Write each line of the material exactly as given, from the top through the line that contains "const ACTIVE = 1;", and omit all pictures.

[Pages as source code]
* BEGIN *

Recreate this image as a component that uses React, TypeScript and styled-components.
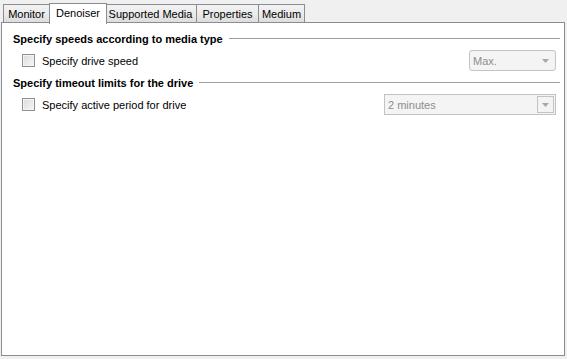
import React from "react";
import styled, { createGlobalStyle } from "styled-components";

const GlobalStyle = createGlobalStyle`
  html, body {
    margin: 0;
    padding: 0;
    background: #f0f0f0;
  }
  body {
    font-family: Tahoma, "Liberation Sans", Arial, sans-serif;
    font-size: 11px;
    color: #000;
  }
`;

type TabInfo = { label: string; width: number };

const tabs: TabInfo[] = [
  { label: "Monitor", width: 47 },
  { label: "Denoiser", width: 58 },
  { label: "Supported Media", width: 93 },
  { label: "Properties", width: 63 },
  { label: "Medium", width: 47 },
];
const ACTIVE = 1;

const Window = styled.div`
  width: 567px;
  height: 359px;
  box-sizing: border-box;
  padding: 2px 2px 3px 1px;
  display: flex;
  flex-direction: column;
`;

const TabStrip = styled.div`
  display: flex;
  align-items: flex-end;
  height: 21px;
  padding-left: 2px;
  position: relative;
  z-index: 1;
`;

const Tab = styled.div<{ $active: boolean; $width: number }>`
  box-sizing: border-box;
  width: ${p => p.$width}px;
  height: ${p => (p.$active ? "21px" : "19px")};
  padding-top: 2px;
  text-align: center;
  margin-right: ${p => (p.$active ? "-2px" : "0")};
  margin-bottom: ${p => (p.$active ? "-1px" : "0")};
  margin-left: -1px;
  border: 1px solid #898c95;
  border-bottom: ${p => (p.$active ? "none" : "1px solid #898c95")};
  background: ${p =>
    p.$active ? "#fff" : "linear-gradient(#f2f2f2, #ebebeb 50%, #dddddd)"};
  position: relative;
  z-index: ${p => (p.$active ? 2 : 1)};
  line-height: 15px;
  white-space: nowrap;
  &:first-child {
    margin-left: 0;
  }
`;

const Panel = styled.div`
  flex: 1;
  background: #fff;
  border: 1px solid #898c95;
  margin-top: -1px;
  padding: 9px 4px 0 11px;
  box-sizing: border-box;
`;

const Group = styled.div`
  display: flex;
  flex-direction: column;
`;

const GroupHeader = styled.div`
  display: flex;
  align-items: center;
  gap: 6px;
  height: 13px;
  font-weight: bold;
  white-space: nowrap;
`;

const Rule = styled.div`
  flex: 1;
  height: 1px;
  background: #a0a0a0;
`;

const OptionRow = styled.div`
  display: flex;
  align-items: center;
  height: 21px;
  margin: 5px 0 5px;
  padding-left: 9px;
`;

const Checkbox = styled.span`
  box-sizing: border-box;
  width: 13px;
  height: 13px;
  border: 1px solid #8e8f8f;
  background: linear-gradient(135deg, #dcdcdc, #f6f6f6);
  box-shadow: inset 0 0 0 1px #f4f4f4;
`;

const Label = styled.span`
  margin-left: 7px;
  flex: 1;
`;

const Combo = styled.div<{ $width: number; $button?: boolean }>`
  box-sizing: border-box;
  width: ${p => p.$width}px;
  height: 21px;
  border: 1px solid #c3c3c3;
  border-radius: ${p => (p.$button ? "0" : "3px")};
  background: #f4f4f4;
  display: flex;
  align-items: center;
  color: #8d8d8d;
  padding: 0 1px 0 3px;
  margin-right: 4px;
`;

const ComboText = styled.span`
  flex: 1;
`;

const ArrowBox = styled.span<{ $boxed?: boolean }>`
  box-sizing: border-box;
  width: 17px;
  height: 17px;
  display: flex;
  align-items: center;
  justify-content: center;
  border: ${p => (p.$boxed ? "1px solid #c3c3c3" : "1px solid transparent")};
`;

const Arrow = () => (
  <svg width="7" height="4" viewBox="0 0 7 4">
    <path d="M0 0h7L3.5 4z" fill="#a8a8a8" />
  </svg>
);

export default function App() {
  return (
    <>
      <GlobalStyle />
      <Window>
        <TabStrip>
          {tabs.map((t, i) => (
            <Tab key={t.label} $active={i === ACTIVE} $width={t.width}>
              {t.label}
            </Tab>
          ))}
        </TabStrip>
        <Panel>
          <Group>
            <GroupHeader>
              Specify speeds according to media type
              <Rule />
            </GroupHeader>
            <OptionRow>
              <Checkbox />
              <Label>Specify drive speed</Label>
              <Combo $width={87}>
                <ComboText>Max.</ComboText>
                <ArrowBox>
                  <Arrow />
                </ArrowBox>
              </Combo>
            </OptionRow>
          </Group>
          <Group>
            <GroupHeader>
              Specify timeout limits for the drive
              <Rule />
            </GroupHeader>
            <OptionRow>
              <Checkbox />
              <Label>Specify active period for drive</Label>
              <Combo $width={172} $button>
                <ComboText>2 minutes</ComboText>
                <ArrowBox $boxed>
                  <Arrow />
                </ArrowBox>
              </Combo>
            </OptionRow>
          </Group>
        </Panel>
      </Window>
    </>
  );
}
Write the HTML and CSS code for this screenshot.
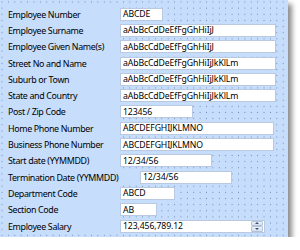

* END *

## SOLUTION FOR THIS PROBLEM
Recreate this image as a component that uses React, TypeScript and styled-components.
import React from "react";
import styled, { createGlobalStyle } from "styled-components";

const GlobalStyle = createGlobalStyle`
  html, body {
    margin: 0;
    padding: 0;
    background: #f0f0f0;
  }
  body {
    font-family: Tahoma, "Liberation Sans", Arial, sans-serif;
    font-size: 11px;
    color: #000;
  }
`;

type TabInfo = { label: string; width: number };

const tabs: TabInfo[] = [
  { label: "Monitor", width: 47 },
  { label: "Denoiser", width: 58 },
  { label: "Supported Media", width: 93 },
  { label: "Properties", width: 63 },
  { label: "Medium", width: 47 },
];
const ACTIVE = 1;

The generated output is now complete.